Task details | Below is a listing. Gather each line of it that contains "components".

Data extract |
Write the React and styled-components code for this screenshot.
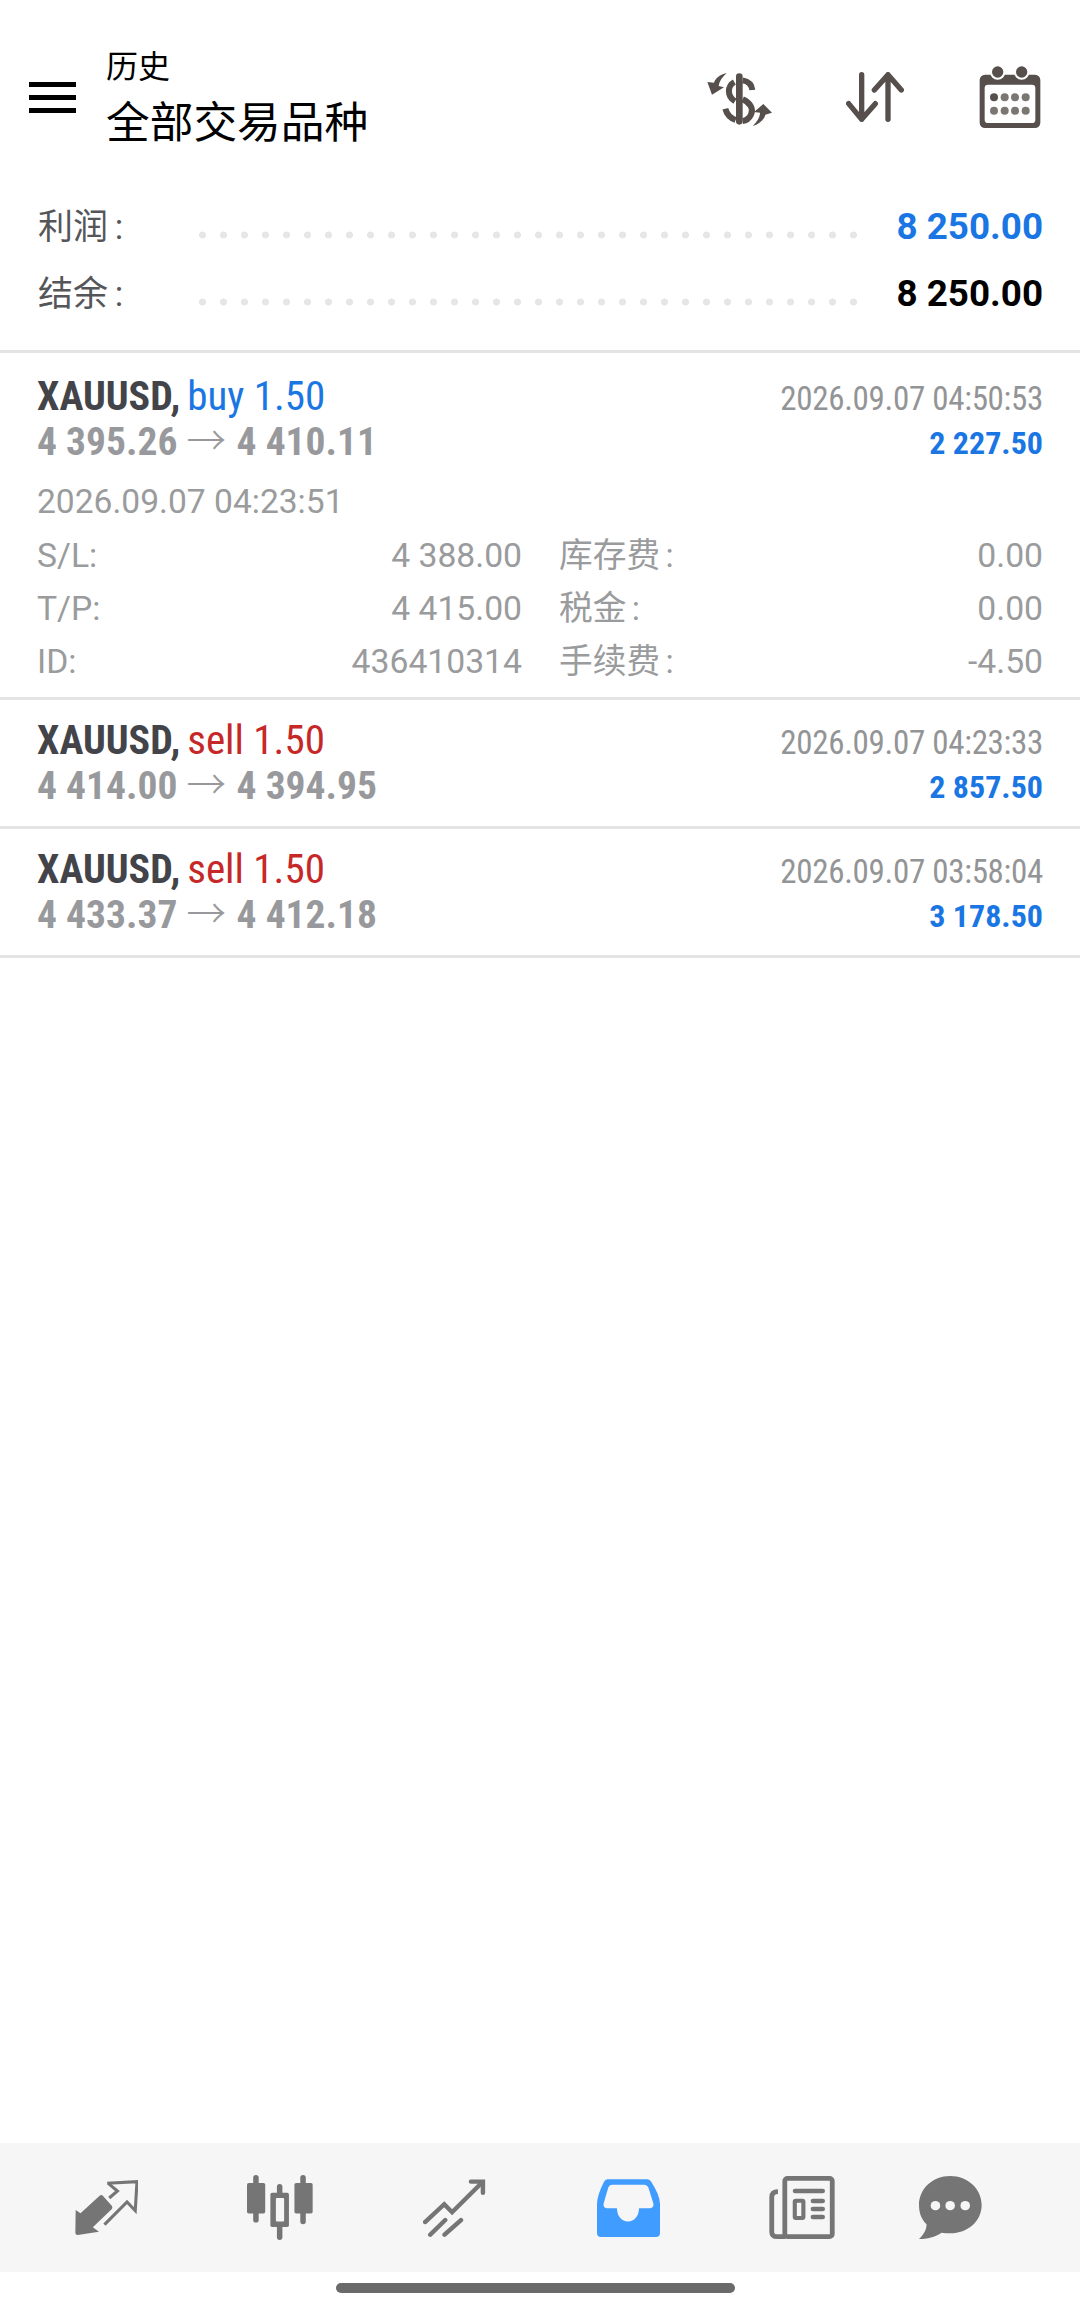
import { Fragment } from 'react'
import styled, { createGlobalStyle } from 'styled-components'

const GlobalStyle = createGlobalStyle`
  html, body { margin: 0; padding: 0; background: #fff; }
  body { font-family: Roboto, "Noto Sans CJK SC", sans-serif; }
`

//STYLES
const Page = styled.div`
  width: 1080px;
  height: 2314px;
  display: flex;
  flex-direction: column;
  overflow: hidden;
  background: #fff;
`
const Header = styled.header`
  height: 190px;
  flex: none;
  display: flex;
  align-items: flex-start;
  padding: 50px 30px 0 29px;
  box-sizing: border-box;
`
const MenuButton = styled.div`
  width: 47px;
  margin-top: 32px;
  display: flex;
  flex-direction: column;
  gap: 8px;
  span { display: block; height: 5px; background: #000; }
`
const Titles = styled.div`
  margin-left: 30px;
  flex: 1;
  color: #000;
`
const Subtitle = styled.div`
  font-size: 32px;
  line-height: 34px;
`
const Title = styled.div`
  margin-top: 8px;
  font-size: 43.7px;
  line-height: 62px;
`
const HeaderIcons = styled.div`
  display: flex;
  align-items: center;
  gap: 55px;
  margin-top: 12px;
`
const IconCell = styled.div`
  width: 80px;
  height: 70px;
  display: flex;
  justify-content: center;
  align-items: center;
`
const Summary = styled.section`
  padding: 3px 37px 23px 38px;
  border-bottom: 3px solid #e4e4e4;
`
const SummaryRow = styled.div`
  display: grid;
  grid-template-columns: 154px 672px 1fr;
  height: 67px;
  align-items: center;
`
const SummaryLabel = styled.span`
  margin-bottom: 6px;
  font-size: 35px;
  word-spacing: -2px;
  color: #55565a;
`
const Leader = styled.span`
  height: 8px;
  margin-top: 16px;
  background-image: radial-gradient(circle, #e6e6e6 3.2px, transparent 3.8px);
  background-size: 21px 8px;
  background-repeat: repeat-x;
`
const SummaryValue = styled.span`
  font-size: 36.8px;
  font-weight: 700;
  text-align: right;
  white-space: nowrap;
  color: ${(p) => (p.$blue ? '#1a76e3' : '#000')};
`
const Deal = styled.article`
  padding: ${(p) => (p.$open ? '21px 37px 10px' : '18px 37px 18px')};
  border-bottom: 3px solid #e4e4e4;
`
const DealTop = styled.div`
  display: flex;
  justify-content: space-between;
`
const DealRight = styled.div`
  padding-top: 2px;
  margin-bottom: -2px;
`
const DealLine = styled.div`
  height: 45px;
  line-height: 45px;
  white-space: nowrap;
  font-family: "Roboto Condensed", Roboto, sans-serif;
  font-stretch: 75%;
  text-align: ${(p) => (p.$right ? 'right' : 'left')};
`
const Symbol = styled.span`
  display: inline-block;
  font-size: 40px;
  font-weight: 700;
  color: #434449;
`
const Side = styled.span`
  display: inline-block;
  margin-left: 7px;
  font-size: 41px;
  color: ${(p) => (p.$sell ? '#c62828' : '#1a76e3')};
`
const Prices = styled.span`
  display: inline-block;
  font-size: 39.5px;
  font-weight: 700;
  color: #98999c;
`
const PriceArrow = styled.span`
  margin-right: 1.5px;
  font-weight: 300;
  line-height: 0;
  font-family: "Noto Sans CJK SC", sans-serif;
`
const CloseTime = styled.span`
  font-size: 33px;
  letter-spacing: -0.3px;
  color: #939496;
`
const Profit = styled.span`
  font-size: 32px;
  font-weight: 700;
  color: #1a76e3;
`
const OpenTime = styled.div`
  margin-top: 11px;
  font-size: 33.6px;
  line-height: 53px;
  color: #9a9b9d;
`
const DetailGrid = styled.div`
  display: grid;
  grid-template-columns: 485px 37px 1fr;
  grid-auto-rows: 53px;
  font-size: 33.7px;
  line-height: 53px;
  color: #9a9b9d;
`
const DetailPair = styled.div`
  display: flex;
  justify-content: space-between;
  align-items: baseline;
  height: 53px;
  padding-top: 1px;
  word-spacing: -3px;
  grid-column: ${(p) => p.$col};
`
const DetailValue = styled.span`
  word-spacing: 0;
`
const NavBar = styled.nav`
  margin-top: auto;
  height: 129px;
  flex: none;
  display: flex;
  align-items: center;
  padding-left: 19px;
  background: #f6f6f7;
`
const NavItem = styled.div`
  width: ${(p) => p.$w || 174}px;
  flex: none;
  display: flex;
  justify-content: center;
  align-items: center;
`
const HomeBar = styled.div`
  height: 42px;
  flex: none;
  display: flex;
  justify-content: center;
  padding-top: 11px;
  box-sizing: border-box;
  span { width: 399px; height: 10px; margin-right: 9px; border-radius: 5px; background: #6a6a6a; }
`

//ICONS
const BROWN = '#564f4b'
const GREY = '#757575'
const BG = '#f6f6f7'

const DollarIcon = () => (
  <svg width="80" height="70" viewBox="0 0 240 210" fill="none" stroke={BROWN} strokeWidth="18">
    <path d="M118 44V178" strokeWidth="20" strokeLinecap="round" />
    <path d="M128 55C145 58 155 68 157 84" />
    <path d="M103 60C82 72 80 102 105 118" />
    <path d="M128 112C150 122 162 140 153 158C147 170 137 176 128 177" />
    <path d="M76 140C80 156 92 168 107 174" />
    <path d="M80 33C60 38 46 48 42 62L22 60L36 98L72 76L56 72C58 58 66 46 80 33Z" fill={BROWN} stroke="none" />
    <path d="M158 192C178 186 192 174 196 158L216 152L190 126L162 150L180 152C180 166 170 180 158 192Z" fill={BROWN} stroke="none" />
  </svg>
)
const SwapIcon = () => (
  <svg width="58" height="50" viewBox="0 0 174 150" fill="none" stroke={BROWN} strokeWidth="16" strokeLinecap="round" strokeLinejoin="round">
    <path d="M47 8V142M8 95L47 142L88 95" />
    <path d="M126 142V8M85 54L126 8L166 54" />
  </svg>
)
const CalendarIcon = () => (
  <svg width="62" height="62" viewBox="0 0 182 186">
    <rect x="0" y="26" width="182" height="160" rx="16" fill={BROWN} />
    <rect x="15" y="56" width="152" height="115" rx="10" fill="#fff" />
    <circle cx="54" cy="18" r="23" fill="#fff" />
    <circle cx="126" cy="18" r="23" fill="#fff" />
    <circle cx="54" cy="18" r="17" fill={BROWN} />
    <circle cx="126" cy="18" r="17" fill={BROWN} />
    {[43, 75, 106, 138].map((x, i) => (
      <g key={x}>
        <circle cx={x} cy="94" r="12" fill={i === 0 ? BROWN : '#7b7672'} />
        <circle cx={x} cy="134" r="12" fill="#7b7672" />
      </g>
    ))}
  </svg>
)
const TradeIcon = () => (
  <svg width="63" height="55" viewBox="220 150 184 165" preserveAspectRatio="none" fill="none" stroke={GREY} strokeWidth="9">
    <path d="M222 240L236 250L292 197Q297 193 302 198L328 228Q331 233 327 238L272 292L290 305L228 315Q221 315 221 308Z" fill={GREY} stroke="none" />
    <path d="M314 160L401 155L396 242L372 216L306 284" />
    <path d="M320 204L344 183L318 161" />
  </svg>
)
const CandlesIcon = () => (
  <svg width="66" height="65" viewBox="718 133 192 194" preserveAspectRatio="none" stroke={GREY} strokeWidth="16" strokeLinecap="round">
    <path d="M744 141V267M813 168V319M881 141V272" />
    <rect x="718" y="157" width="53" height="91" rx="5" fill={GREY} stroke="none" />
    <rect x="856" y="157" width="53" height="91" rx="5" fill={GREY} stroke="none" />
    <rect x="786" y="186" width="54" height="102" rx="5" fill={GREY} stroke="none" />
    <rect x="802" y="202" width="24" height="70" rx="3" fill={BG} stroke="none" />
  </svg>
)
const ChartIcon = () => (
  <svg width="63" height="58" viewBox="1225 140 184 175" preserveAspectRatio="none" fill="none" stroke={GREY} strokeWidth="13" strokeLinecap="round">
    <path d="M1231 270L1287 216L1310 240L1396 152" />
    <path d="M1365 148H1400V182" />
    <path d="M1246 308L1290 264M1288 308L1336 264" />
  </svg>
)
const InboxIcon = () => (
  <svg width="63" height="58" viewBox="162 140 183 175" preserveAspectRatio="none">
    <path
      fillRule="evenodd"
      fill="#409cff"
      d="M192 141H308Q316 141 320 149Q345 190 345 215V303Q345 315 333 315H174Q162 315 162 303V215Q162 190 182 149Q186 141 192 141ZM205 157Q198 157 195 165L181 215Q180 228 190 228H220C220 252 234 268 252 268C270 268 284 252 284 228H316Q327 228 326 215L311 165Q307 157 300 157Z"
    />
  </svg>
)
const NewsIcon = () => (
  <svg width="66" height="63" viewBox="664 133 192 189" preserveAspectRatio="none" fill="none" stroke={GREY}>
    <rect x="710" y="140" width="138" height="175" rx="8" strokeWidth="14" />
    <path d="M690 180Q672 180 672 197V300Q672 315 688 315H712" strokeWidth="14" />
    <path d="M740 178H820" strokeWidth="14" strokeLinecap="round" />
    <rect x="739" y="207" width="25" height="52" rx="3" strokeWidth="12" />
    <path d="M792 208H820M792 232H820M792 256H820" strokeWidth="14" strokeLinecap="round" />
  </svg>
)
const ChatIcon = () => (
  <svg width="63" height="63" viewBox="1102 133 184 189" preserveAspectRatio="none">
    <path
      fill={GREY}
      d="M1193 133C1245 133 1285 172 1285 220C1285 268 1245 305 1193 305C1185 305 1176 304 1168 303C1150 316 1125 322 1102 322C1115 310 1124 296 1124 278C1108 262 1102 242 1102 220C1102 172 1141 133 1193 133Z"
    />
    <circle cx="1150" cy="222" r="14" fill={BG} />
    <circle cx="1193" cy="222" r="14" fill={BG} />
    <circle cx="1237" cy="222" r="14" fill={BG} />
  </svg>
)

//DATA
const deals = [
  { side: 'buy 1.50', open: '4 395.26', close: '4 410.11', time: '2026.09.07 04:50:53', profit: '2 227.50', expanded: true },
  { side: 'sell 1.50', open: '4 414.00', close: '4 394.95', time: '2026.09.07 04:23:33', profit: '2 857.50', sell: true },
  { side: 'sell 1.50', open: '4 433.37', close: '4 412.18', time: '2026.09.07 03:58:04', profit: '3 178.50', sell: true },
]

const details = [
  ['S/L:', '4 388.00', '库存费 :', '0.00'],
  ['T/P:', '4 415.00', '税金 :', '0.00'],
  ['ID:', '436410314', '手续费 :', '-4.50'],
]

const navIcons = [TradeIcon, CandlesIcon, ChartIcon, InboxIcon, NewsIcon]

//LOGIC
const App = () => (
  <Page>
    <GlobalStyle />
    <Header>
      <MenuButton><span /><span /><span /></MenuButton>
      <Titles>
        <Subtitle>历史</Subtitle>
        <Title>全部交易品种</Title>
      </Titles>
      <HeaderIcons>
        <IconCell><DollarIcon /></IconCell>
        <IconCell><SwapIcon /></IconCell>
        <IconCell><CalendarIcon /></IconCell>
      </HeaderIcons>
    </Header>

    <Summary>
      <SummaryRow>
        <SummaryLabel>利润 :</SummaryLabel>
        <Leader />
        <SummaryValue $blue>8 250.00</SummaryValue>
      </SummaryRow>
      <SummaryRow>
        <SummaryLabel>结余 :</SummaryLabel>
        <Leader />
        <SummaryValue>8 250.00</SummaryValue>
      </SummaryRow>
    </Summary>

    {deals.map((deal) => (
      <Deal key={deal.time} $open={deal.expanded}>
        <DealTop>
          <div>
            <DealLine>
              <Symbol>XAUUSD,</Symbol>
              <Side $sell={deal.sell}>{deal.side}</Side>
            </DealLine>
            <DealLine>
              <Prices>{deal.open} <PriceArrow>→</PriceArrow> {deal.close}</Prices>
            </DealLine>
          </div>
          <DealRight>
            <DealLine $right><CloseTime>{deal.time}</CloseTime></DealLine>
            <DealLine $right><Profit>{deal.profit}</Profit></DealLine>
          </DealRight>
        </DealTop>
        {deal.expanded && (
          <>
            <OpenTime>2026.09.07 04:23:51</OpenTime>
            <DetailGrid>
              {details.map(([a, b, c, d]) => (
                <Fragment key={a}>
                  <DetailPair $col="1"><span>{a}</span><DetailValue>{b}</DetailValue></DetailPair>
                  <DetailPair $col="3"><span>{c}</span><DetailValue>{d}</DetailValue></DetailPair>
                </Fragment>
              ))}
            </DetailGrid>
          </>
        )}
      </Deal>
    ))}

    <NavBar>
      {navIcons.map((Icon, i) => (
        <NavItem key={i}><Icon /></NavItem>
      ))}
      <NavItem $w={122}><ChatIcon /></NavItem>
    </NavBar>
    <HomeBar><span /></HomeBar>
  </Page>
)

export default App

Exercise output |
Write the React and styled-components code for this screenshot.
import styled, { createGlobalStyle } from 'styled-components'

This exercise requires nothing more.